The Emotional Impact of Discovering Infidelity

Whether you call it cheating, adultery, having a fling, or engaging in an extramarital affair … finding out that your spouse is involved with someone else can be an emotionally devastating experience for even the strongest person.

Because a cheater is likely to deny having an affair, his/her spouse will be left struggling with the feeling that something doesn’t make sense … but unable to understand what happened, or how it happened. Even if there were warning signs, a spouse is likely to be devastated when the suspicions of a cheater’s infidelity are confirmed. “Crushed and humiliated” are two of the most common feelings associated with knowing that your partner has been unfaithful.

When an affair is revealed, “I want a divorce” is the most common reaction. Following such a tremendous violation of trust, the idea of a normal relationship seems impossible. For many victims of infidelity, a recurring vision of the cheater in the arms of his/her lover is sickening and breeds tremendous resentment.

Cheater’s Have Feelings, Too
Although feelings of remorse and guilt would be expected, and do occur, in cheaters when their affairs are discovered, they have other feelings that are less conducive to repairing their marital relationships.

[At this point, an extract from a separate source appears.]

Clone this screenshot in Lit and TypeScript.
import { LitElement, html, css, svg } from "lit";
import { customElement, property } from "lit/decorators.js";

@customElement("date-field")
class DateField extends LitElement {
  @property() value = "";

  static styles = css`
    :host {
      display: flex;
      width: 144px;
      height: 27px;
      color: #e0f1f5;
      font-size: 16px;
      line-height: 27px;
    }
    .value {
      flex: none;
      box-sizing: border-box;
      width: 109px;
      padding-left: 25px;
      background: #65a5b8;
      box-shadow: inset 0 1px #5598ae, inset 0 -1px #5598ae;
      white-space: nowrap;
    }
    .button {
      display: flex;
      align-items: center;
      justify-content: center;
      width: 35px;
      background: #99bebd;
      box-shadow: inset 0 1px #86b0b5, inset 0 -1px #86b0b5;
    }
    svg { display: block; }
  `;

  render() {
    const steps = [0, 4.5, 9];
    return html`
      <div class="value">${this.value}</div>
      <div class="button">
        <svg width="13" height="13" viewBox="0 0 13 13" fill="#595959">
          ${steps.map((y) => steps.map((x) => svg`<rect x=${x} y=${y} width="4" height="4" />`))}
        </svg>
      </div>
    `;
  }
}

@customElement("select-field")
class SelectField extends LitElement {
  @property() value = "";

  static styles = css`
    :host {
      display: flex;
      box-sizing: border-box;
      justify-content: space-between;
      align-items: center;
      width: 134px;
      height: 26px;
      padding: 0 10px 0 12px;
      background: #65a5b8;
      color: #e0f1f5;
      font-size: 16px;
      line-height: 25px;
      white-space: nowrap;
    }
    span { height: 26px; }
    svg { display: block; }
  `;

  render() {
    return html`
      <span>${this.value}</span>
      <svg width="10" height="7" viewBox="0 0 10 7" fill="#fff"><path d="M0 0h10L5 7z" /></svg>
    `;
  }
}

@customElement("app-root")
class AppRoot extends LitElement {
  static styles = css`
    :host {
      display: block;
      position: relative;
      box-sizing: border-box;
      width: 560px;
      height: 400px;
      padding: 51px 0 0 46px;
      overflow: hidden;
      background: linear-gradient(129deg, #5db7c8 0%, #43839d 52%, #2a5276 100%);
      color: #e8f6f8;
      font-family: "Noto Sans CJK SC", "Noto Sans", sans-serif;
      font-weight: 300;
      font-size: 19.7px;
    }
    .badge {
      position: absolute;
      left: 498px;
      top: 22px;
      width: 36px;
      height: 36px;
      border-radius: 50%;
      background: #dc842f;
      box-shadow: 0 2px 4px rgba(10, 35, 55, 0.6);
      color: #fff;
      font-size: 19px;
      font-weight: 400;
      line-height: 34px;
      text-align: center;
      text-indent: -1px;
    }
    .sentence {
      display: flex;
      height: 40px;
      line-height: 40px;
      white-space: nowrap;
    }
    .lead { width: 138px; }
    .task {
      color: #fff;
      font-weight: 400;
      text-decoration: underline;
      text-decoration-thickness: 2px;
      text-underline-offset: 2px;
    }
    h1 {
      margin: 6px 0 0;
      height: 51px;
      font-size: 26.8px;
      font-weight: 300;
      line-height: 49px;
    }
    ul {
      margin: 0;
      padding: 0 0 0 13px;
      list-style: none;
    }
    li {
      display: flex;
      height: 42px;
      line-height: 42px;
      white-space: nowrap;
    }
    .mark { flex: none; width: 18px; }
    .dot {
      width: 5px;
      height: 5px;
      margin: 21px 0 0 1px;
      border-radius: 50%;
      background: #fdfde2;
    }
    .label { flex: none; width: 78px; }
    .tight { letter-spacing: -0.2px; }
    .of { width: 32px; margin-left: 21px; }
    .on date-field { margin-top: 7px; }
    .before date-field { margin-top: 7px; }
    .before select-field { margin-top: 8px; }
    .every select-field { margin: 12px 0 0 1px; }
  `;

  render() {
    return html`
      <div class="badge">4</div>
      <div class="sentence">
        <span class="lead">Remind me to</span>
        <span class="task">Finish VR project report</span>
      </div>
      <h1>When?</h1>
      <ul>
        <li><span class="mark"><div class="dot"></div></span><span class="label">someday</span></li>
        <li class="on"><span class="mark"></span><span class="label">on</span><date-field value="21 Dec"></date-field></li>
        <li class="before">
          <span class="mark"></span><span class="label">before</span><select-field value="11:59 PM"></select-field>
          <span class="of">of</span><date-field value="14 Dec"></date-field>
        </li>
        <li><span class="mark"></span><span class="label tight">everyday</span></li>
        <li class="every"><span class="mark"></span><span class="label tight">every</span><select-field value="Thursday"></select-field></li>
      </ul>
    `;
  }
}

Cheaters who are “found out” feel tremendous loss, convinced they will never again find such flawless, undemanding love.

Before there can be any kind of forward movement — towards reconciliation or towards dissolving the marriage — both parties must acknowledge, express, and resolve their feelings about what has happened.

The Stages
It is said that there are five “stages” people go through in order to come to terms with death: denial, anger, bargaining, depression, and acceptance. When it comes to the impact of a spouse’s infidelity — the “death” of a marriage, for some — the stages to acceptance are amazingly similar.

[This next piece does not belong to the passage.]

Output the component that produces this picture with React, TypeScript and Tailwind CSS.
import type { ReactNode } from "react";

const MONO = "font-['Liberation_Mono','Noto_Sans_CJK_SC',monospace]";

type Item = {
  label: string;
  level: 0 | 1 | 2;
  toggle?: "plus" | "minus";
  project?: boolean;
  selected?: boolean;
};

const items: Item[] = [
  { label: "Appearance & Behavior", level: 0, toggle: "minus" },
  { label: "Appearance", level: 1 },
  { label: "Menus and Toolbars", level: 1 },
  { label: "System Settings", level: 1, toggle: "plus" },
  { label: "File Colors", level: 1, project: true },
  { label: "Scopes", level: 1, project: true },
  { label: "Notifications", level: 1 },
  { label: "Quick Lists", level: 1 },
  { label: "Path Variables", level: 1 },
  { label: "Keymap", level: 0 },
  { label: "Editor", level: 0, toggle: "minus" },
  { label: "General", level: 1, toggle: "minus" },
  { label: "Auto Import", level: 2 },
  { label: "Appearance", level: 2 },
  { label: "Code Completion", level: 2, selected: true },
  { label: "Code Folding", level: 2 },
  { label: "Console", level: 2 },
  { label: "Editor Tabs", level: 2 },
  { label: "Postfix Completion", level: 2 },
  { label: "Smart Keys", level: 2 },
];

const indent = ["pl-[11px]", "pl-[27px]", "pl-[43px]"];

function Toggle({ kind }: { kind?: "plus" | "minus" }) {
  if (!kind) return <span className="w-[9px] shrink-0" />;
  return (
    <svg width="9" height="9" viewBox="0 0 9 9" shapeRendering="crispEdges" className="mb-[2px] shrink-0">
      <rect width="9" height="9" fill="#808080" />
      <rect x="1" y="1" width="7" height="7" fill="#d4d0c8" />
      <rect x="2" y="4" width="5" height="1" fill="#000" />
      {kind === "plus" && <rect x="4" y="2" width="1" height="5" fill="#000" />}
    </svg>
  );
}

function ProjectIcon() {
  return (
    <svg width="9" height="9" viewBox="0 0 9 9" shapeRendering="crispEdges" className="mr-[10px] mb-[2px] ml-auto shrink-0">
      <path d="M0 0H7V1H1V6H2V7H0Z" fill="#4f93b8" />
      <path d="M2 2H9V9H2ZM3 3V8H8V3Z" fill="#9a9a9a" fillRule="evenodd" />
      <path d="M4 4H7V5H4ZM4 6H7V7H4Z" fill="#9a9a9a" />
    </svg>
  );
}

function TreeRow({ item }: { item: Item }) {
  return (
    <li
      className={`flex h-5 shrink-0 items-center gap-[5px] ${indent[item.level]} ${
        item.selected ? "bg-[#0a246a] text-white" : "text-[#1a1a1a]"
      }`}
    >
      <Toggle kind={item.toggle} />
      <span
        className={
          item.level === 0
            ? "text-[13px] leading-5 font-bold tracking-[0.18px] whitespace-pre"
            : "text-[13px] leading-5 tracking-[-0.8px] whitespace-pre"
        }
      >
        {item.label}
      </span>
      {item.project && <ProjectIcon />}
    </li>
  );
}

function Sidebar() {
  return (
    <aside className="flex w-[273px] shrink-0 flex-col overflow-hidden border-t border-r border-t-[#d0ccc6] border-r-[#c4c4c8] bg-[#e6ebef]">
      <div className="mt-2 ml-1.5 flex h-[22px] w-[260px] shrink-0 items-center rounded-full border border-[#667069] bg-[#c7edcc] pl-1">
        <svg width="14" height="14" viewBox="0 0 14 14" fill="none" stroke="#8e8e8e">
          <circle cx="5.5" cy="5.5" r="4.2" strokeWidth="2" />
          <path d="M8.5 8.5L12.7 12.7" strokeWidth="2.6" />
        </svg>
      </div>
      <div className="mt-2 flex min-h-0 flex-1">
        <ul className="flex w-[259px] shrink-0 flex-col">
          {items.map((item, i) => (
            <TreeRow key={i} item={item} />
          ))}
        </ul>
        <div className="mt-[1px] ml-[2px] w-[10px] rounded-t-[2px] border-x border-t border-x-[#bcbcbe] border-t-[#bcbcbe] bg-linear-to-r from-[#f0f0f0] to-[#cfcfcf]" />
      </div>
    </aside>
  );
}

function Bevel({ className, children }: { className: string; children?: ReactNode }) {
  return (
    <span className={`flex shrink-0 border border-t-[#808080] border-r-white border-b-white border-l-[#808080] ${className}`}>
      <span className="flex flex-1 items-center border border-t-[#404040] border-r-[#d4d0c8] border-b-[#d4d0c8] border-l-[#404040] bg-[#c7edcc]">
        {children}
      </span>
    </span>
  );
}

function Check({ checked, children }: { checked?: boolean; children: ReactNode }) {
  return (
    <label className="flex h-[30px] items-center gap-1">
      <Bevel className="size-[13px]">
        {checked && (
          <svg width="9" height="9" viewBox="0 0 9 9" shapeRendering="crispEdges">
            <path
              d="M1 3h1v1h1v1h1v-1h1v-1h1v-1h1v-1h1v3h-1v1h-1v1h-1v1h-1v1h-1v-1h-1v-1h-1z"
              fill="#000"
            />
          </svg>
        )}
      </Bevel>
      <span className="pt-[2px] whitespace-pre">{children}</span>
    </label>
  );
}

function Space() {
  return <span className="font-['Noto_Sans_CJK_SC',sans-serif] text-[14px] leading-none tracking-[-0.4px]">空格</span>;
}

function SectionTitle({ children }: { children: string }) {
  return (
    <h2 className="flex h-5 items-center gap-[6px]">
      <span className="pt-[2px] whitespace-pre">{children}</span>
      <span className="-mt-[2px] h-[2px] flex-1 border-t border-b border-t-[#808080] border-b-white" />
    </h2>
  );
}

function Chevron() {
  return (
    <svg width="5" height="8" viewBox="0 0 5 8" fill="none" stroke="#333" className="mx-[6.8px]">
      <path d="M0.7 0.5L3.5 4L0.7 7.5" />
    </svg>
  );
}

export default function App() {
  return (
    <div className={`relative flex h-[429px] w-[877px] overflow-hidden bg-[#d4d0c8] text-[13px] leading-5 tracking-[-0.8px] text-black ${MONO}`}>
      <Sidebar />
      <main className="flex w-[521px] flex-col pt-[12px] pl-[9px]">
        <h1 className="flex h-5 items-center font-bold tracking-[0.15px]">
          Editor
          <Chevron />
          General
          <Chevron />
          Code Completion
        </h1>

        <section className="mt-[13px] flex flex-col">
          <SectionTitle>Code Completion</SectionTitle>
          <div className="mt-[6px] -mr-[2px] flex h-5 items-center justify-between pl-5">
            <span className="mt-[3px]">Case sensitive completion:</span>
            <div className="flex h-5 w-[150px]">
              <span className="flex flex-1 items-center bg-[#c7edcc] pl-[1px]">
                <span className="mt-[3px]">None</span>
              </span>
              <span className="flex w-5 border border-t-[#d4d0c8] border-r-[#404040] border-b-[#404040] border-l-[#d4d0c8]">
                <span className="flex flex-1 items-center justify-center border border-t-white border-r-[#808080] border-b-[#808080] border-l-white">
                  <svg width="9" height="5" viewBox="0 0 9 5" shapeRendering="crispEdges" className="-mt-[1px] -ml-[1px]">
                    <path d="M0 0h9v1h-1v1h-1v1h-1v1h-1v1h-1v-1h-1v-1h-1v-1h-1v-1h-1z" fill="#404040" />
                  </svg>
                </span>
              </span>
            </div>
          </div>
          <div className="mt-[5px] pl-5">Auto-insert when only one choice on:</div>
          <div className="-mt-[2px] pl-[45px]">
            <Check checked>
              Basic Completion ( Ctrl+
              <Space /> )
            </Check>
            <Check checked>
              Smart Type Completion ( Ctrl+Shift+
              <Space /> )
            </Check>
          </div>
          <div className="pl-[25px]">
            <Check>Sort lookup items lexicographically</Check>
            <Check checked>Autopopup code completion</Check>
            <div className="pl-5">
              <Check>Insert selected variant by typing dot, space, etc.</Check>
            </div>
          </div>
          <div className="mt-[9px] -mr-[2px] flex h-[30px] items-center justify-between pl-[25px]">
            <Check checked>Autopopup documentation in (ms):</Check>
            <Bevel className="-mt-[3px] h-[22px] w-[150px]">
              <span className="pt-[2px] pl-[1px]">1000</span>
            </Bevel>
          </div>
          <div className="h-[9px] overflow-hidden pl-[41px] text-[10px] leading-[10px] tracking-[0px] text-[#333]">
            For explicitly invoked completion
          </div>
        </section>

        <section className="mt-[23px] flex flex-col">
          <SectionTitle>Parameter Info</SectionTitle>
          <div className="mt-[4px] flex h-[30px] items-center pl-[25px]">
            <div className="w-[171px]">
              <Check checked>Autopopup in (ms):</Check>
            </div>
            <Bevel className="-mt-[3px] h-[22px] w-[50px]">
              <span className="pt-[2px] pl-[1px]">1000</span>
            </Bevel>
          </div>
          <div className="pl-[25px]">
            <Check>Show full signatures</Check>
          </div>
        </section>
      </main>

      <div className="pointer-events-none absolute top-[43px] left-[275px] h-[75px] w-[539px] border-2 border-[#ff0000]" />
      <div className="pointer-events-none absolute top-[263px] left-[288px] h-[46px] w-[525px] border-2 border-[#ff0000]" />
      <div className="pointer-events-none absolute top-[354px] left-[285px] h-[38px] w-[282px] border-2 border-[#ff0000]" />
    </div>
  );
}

  • Denial – refusal to believe that the spouse is having an affair
  • Anger – expressing the feelings associated with the discovery
  • Bargaining – trying to find ways to adapt to the changes resulting from the affair
  • Depression – realizing that the affair has changed everything
  • Acceptance – moving forward towards repairing or dissolving the marriage

It’s natural to want to find a quick solution to the upheaval caused by an affair and to put an end to all the bad feelings. But there’s no “magic pill” that makes dealing with an affair easy. Getting over the shock, anger, pain, and radical changes caused by the situation will take time. It will take even more time and work to rebuild trust.

Some factors that make a difference are: willingness to answer questions, hanging in through the inevitable emotional impact, and severing contact with the third party. (These are not absolute, but usually indicate a willingness to resolve this issue instead of trying to bury it alive, where it just keeps coming back.)